What it actually costs and where people overspend
A 3x3 metre softwood pergola, built from scratch with treated timber, coach bolts, post mix and a canvas shade kit, comes in at roughly £450–£700 in materials if you're doing the labour yourself. Hire a landscaper to do the whole job and you're looking at £1,800–£3,500 depending on region, which is worth it if you're not confident with a spirit level and a post hole borer, but a waste of money if the only barrier is finding a free Saturday. The single biggest overspend I see is people buying decorative post caps and finials before they've properly braced the frame — diagonal bracing between post and beam, cut from offcuts of the same 150x50mm timber, does more for long-term stability than any amount of ornamental trim, and it costs nothing beyond what's already in the cutting pile.
Keeping it standing: what to check every spring
Treated softwood needs re-oiling or re-staining roughly every two years to stay weatherproof, more often on the south-facing side that takes the worst of the UV. Ronseal's exterior wood treatments run about £20–£28 a tin at Screwfix or B&Q, and one tin covers a standard 3x3m pergola with a coat to spare — do it in April or May before the first heavy rain of the season rather than waiting until the timber is already grey and thirsty.

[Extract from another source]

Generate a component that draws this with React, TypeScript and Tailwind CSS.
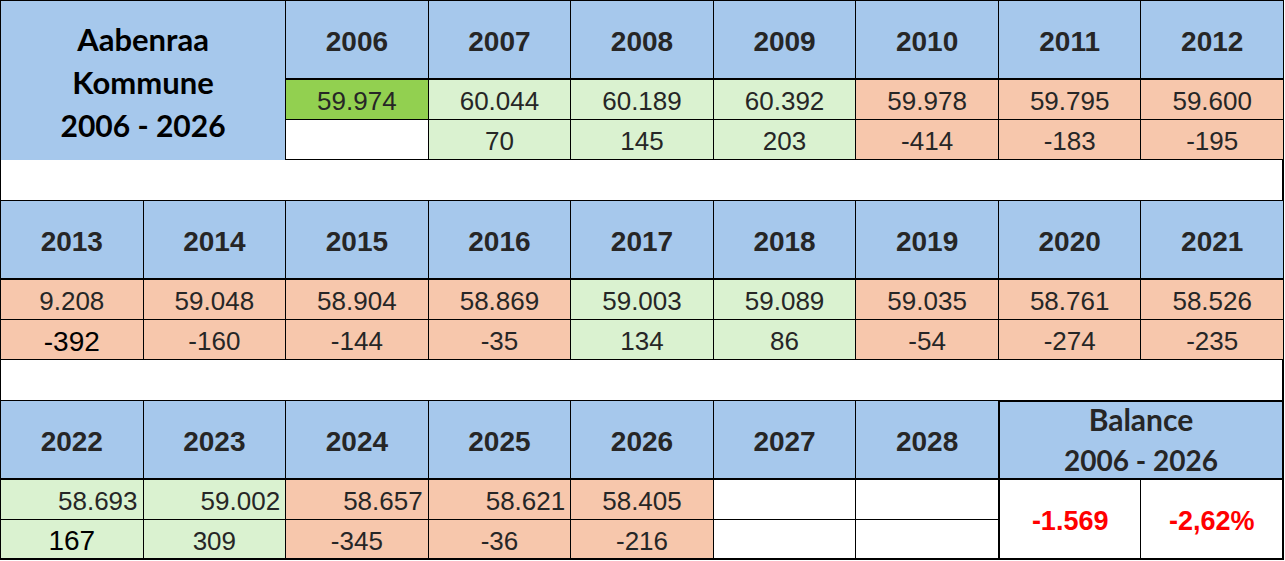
type Tone = "blue" | "green" | "lime" | "orange" | "white";

type DataCell = {
  value: string;
  tone: Tone;
  align?: "center" | "right";
  strong?: boolean;
};

const toneClass: Record<Tone, string> = {
  blue: "bg-[#a6c8ec]",
  green: "bg-[#daf2d0]",
  lime: "bg-[#92d050]",
  orange: "bg-[#f7c7ac]",
  white: "bg-white",
};

const yearFont = { fontFamily: '"Liberation Sans", Arial, sans-serif' };
const titleFont = { fontFamily: 'Lato, "Open Sans", sans-serif' };

function YearHead({ year }: { year: string }) {
  return (
    <div
      style={yearFont}
      className="flex items-center justify-center pt-1 bg-[#a6c8ec] border-r border-b-2 border-black text-[28px] font-bold text-[#262626]"
    >
      {year}
    </div>
  );
}

function Value({ cell, last }: { cell: DataCell; last?: boolean }) {
  const align =
    cell.align === "right" ? "justify-end pr-[5px]" : "justify-center";
  const text = cell.strong
    ? "text-[28px] leading-none text-black items-end pb-[3px]"
    : "text-[26px] text-[#262626] items-center pt-[4px]";
  return (
    <div
      style={yearFont}
      className={`flex ${align} ${text} ${toneClass[cell.tone]} border-r border-black ${
        last ? "border-b-2" : "border-b"
      }`}
    >
      {cell.value}
    </div>
  );
}

function Spacer() {
  return <div className="h-[40px] border-l border-r-2 border-black bg-white" />;
}

const row1Years = ["2006", "2007", "2008", "2009", "2010", "2011", "2012"];
const row1A: DataCell[] = [
  { value: "59.974", tone: "lime" },
  { value: "60.044", tone: "green" },
  { value: "60.189", tone: "green" },
  { value: "60.392", tone: "green" },
  { value: "59.978", tone: "orange" },
  { value: "59.795", tone: "orange" },
  { value: "59.600", tone: "orange" },
];
const row1B: DataCell[] = [
  { value: "", tone: "white" },
  { value: "70", tone: "green" },
  { value: "145", tone: "green" },
  { value: "203", tone: "green" },
  { value: "-414", tone: "orange" },
  { value: "-183", tone: "orange" },
  { value: "-195", tone: "orange" },
];

const row2Years = [
  "2013", "2014", "2015", "2016", "2017", "2018", "2019", "2020", "2021",
];
const row2A: DataCell[] = [
  { value: "9.208", tone: "orange" },
  { value: "59.048", tone: "orange" },
  { value: "58.904", tone: "orange" },
  { value: "58.869", tone: "orange" },
  { value: "59.003", tone: "green" },
  { value: "59.089", tone: "green" },
  { value: "59.035", tone: "orange" },
  { value: "58.761", tone: "orange" },
  { value: "58.526", tone: "orange" },
];
const row2B: DataCell[] = [
  { value: "-392", tone: "orange", strong: true },
  { value: "-160", tone: "orange" },
  { value: "-144", tone: "orange" },
  { value: "-35", tone: "orange" },
  { value: "134", tone: "green" },
  { value: "86", tone: "green" },
  { value: "-54", tone: "orange" },
  { value: "-274", tone: "orange" },
  { value: "-235", tone: "orange" },
];

const row3Years = ["2022", "2023", "2024", "2025", "2026", "2027", "2028"];
const row3A: DataCell[] = [
  { value: "58.693", tone: "green", align: "right" },
  { value: "59.002", tone: "green", align: "right" },
  { value: "58.657", tone: "orange", align: "right" },
  { value: "58.621", tone: "orange", align: "right" },
  { value: "58.405", tone: "orange" },
  { value: "", tone: "white" },
  { value: "", tone: "white" },
];
const row3B: DataCell[] = [
  { value: "167", tone: "green", strong: true },
  { value: "309", tone: "green" },
  { value: "-345", tone: "orange" },
  { value: "-36", tone: "orange" },
  { value: "-216", tone: "orange" },
  { value: "", tone: "white" },
  { value: "", tone: "white" },
];

export default function App() {
  return (
    <div className="w-[1285px] h-[561px] bg-white overflow-hidden">
      <div className="w-[1284px]">
        {/* 2006 - 2012 */}
        <div className="grid grid-cols-9 grid-rows-[79px_40px_40px] border-l border-t border-black">
          <div
            style={titleFont}
            className="col-span-2 row-span-3 flex flex-col items-center justify-center pt-1 bg-[#a6c8ec] border-r border-black text-[30px] leading-[43px] font-bold text-black"
          >
            <span className="text-[31px]">Aabenraa</span>
            <span className="text-[31px]">Kommune</span>
            <span>2006 - 2026</span>
          </div>
          {row1Years.map((y) => (
            <YearHead key={y} year={y} />
          ))}
          {row1A.map((c, i) => (
            <Value key={"a" + i} cell={c} />
          ))}
          {row1B.map((c, i) => (
            <Value key={"b" + i} cell={c} />
          ))}
        </div>

        <Spacer />

        {/* 2013 - 2021 */}
        <div className="grid grid-cols-9 grid-rows-[79px_40px_40px] border-l border-t border-black">
          {row2Years.map((y) => (
            <YearHead key={y} year={y} />
          ))}
          {row2A.map((c, i) => (
            <Value key={"a" + i} cell={c} />
          ))}
          {row2B.map((c, i) => (
            <Value key={"b" + i} cell={c} />
          ))}
        </div>

        <Spacer />

        {/* 2022 - 2028 + balance */}
        <div className="grid grid-cols-9 grid-rows-[79px_40px_40px] border-l border-t border-black">
          {row3Years.map((y) => (
            <YearHead key={y} year={y} />
          ))}
          <div
            style={titleFont}
            className="col-span-2 flex flex-col items-center justify-center bg-[#a6c8ec] border-t-2 border-l border-r-2 border-b-2 border-black -mt-px text-[28px] leading-[41px] font-bold text-[#262626]"
          >
            <span className="text-[30px]">Balance</span>
            <span>2006 - 2026</span>
          </div>
          {row3A.map((c, i) => (
            <Value key={"a" + i} cell={c} />
          ))}
          <div
            style={yearFont}
            className="row-span-2 flex items-center justify-center pt-1 bg-white border-l border-r border-b-2 border-black text-[27px] font-bold text-[#ff0000]"
          >
            -1.569
          </div>
          <div
            style={yearFont}
            className="row-span-2 flex items-center justify-center pt-1 bg-white border-r-2 border-b-2 border-black text-[27px] font-bold text-[#ff0000]"
          >
            -2,62%
          </div>
          {row3B.map((c, i) => (
            <Value key={"b" + i} cell={c} last />
          ))}
        </div>
      </div>
    </div>
  );
}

Check the coach bolts at the same time; timber moves through the year as it expands and contracts with moisture, and a bolt that was snug in October can work loose by the following spring. A spanner and ten minutes per joint is all it takes, and it's the single easiest way to add years to a structure that otherwise looks after itself.
Check the frame is square before the first bag of post mix goes off — measure both diagonals corner to corner and adjust until they match within 10mm, because concrete doesn't forgive a mistake made an hour earlier.